Analysis: The Tribunal's conclusion rested on detailed factual findings regarding the nature of the establishment, the accommodation and amenities offered, the guest profiles, the package-based pricing, the absence of a treatment-driven billing structure, and the predominance of leisure and resort features. On those materials, it held that the establishment answered the statutory definition of a hotel and that the amenities provided amounted to luxury provided in a hotel. The Court also applied the settled limits of interference under Article 227, noting that supervisory jurisdiction is not to be exercised to correct mere errors of fact or law and can be invoked only where there is patent perversity, gross failure of justice, or jurisdictional error.

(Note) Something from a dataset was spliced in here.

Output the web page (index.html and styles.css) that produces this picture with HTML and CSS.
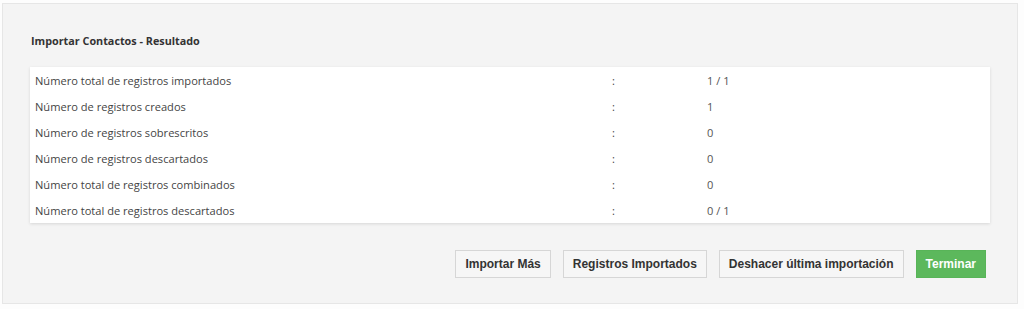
FILE: index.html
```html
<!DOCTYPE html>
<html lang="es">
<head>
    <meta charset="UTF-8">
    <title>Importar Contactos - Resultado</title>
    <link rel="stylesheet" href="styles.css">
</head>
<body>

<div class="panel">
    <h2 class="panel-title">Importar Contactos - Resultado</h2>

    <!-- Result summary -->
    <div class="result-box">
        <div class="result-row">
            <span>Número total de registros importados</span>
            <span>:</span>
            <span>1 / 1</span>
        </div>
        <div class="result-row">
            <span>Número de registros creados</span>
            <span>:</span>
            <span>1</span>
        </div>
        <div class="result-row">
            <span>Número de registros sobrescritos</span>
            <span>:</span>
            <span>0</span>
        </div>
        <div class="result-row">
            <span>Número de registros descartados</span>
            <span>:</span>
            <span>0</span>
        </div>
        <div class="result-row">
            <span>Número total de registros combinados</span>
            <span>:</span>
            <span>0</span>
        </div>
        <div class="result-row">
            <span>Número total de registros descartados</span>
            <span>:</span>
            <span>0 / 1</span>
        </div>
    </div>

    <!-- Actions -->
    <div class="actions">
        <button class="btn" type="button">Importar Más</button>
        <button class="btn" type="button">Registros Importados</button>
        <button class="btn" type="button">Deshacer última importación</button>
        <button class="btn btn-success" type="button">Terminar</button>
    </div>
</div>

</body>
</html>
```

FILE: styles.css
```css
/* Page */
body {
    margin: 0;
    background: #fdfdfd;
    font-family: "Open Sans", Arial, sans-serif;
    color: #333;
}

/* Outer panel */
.panel {
    margin: 3px 6px 5px 2px;
    height: 301px;
    box-sizing: border-box;
    background: #f4f4f4;
    border: 1px solid #e6e6e6;
    padding: 29px 27px 0 27px;
}

/* Title */
.panel-title {
    margin: 0 0 18px 1px;
    font-size: 10.8px;
    line-height: 16px;
    font-weight: bold;
    color: #333;
}

/* Result box */
.result-box {
    background: #fff;
    box-shadow: 0 1px 3px rgba(0, 0, 0, 0.12);
}

.result-row {
    display: grid;
    grid-template-columns: 577px 95px 1fr;
    padding-left: 5px;
    height: 26px;
    align-items: center;
    font-size: 11.1px;
    color: #444;
}

.result-row span:last-child {
    color: #555;
}

/* Buttons */
.actions {
    display: flex;
    justify-content: flex-end;
    gap: 12px;
    margin-top: 27px;
    padding-right: 4px;
}

.btn {
    font-family: "Liberation Sans", Arial, sans-serif;
    font-size: 12px;
    font-weight: bold;
    line-height: 15px;
    padding: 6px 9px 5px;
    color: #333;
    background: #f6f6f6;
    border: 1px solid #d6d6d6;
    border-radius: 0;
    cursor: pointer;
}

.btn:hover {
    background: #ececec;
}

.btn-success {
    color: #fff;
    background: #5cb85c;
    border-color: #58b458;
}

.btn-success:hover {
    background: #4cae4c;
}
```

No material was shown to establish that the Tribunal's findings were perverse or unsupported by the record.
Conclusion: The establishment was held liable to luxury tax as a hotel, and no ground for interference with the Tribunal's order was made out.
Final Conclusion: The Tribunal's order sustaining luxury tax on the petitioner's establishment stood affirmed in supervisory review, and the petition failed.
Ratio Decidendi: Under Article 227, interference with a tribunal's factual and legal conclusions is warranted only where the findings are patently perverse, jurisdictionally flawed, or result in gross injustice; where the statutory definition of hotel is satisfied on the evidence, luxury tax is attracted.